Rain’s Weekly Design Minutiae: How the Red & Blue Chair Seat/Back are Connected to the Frame

This is the second piece of furniture I ever built. It’s a duplicate of Gerrit Rietveld’s Red & Blue Chair, designed in 1919. I built mine in the early ‘90s, before the internet, and I found a book in the library that had a drawing very similar to the one below:

From that I broke out an architect’s scale and was able to reverse engineer the dimensions, then construct the chair. I was shocked at how comfortable it is, being made out of hard wood; the ergonomics are just perfect.

For the frame Rietveld used beech, which I couldn’t get my hands on, so I milled some Poplar down. For the seat and backrest I used the same material he had, plywood (½" in my case). I painted mine blue and purple because I thought it looked better.

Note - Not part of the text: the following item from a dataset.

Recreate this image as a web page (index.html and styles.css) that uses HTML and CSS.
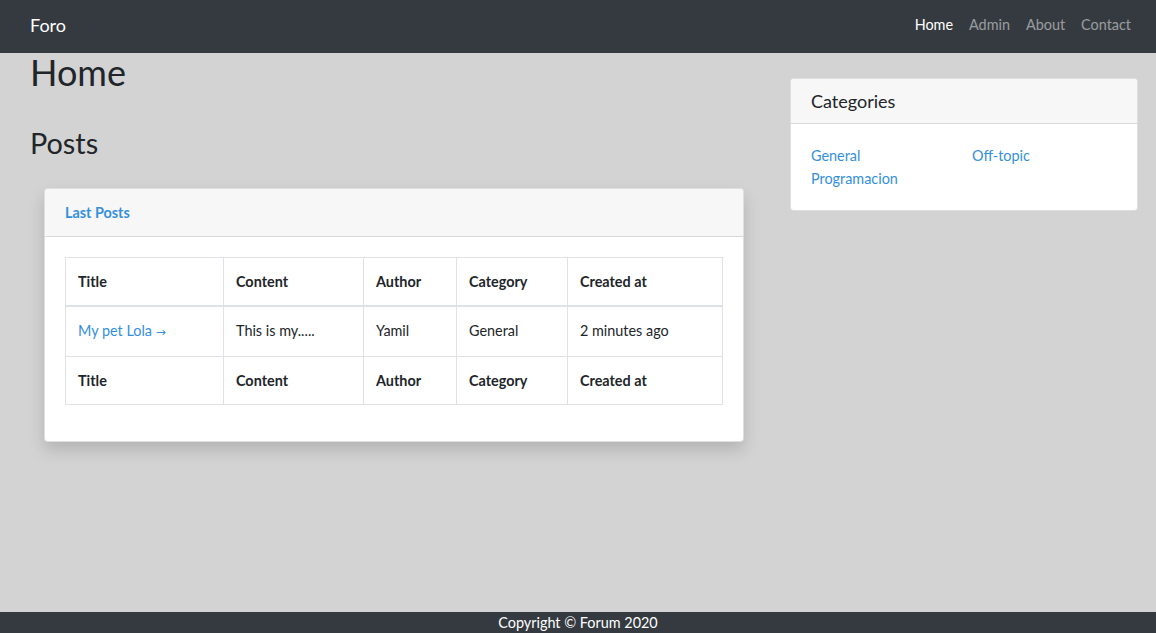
FILE: index.html
```html
<!DOCTYPE html>
<html lang="en">
<head>
<meta charset="utf-8">
<title>Foro</title>
<link rel="stylesheet" href="styles.css">
</head>
<body>
<nav class="navbar">
  <a class="brand" href="#">Foro</a>
  <ul class="nav">
    <li><a class="nav-link active" href="#">Home</a></li>
    <li><a class="nav-link" href="#">Admin</a></li>
    <li><a class="nav-link" href="#">About</a></li>
    <li><a class="nav-link" href="#">Contact</a></li>
  </ul>
</nav>
<main class="main">
  <section class="col-left">
    <h1 class="page-title">Home</h1>
    <h2 class="section-title">Posts</h2>
    <div class="card card-shadow">
      <div class="card-header"><a class="header-link" href="#">Last Posts</a></div>
      <div class="card-body">
        <table class="table">
          <thead>
            <tr>
              <th class="c-title">Title</th>
              <th class="c-content">Content</th>
              <th class="c-author">Author</th>
              <th class="c-category">Category</th>
              <th class="c-created">Created at</th>
            </tr>
          </thead>
          <tbody>
            <tr>
              <td><a class="link" href="#">My pet Lola <span class="arrow">&rarr;</span></a></td>
              <td>This is my.....</td>
              <td>Yamil</td>
              <td>General</td>
              <td>2 minutes ago</td>
            </tr>
          </tbody>
          <tfoot>
            <tr>
              <th>Title</th>
              <th>Content</th>
              <th>Author</th>
              <th>Category</th>
              <th>Created at</th>
            </tr>
          </tfoot>
        </table>
      </div>
    </div>
  </section>
  <aside class="col-right">
    <div class="card">
      <div class="card-header"><h5 class="card-title">Categories</h5></div>
      <div class="card-body">
        <div class="cat-grid">
          <a class="link" href="#">General</a>
          <a class="link" href="#">Off-topic</a>
          <a class="link" href="#">Programacion</a>
        </div>
      </div>
    </div>
  </aside>
</main>
<footer class="footer">Copyright &copy; Forum 2020</footer>
</body>
</html>
```

FILE: styles.css
```css
* { box-sizing: border-box; }
html, body { height: 100%; }
body {
  margin: 0;
  font-family: Lato, "Open Sans", sans-serif;
  font-size: 14.4px;
  line-height: 1.6;
  color: #212529;
  background: #d3d3d3;
  display: flex;
  flex-direction: column;
  min-height: 100vh;
}
a { text-decoration: none; }

.navbar {
  height: 53px;
  flex: 0 0 53px;
  background: #343a40;
  display: flex;
  align-items: center;
  justify-content: space-between;
  padding: 0 17px 3px 30px;
}
.brand {
  color: #fff;
  font-size: 18px;
  line-height: 24px;
}
.nav {
  list-style: none;
  margin: 0;
  padding: 0;
  display: flex;
}
.nav-link {
  display: block;
  padding: 8px;
  color: rgba(255, 255, 255, 0.5);
}
.nav-link.active { color: #fff; }

.main {
  flex: 1;
  display: flex;
  align-items: flex-start;
  padding: 0 18px 0 30px;
}
.col-left { flex: 0 0 728px; }
.col-right { flex: 0 0 348px; margin-left: 31px; margin-top: 25px; }

.page-title {
  margin: 0;
  font-size: 36px;
  font-weight: 400;
  line-height: 38px;
}
.section-title {
  margin: 35px 0 0;
  font-size: 28.8px;
  font-weight: 400;
  line-height: 34.5px;
}

.card {
  background: #fff;
  border: 1px solid rgba(0, 0, 0, 0.125);
  border-radius: 4px;
}
.card-shadow {
  margin: 27px 15px 0 14px;
  box-shadow: 0 8px 16px rgba(0, 0, 0, 0.15);
}
.card-header {
  background: #f7f7f7;
  border-bottom: 1px solid rgba(0, 0, 0, 0.125);
  padding: 12px 20px;
  line-height: 23px;
  border-radius: 3px 3px 0 0;
}
.col-right .card-header { padding: 11px 20px; }
.header-link {
  color: #3490dc;
  font-weight: 700;
}
.card-title {
  margin: 0;
  font-size: 18px;
  font-weight: 400;
  line-height: 22px;
}
.card-body { padding: 20px; }

.table {
  width: 657px;
  border-collapse: collapse;
  table-layout: fixed;
  margin-bottom: 16px;
}
.table th, .table td {
  border: 1px solid #dee2e6;
  padding: 12px;
  text-align: left;
  vertical-align: top;
  line-height: 23px;
  white-space: nowrap;
}
.table th { font-weight: 700; }
.table thead th { border-bottom: 2px solid #dee2e6; }
.c-title { width: 158px; }
.c-content { width: 140px; }
.c-author { width: 93px; }
.c-category { width: 111px; }
.c-created { width: 155px; }

.link { color: #3490dc; }
.arrow { font-family: "DejaVu Sans", sans-serif; font-size: 12px; }

.cat-grid {
  display: grid;
  grid-template-columns: 161px 1fr;
  line-height: 23px;
}

.footer {
  flex: 0 0 21px;
  background: #343a40;
  color: #fff;
  text-align: center;
  line-height: 22px;
  height: 21px;
}
```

When I was building it, one thing I couldn’t tell by looking at the diagram was how the seat and backrest were connected to the frame. I ended up drilling directly through them and into the crossmembers, then gluing in dowels. It was a real hack job; not only ugly, but they broke when a heavyset friend of mine sat in the chair and I had to reglue them.

I recently did some online searches to find out how they were originally joined, and could find nothing. In every photo I see, the seat/back joinery is obscured.

But the other day I passed the Cassina showroom in SoHo. They’ve licensed the chair and have one on the floor. I went inside and the staff ignored me while I got down on my hands and knees to peer under it and see how both were connected. I was dying to know what wondrous, magical joinery technique Rietveld had employed.

I was surprised to find it was nothing more than L-brackets, the kind you get for a few cents at your local hardware store, that were slightly bent to suit the angle. Here’s what I mean:

Anyways, I couldn’t find this information online, so now I’m posting it in the hopes that the next person who searches for it will find this. I cannot legally recommend that you knock the chair off, but if you want to build one for your own edification it’s fun and you will be surprised at how comfy the chair is to sit in, even for long stretches.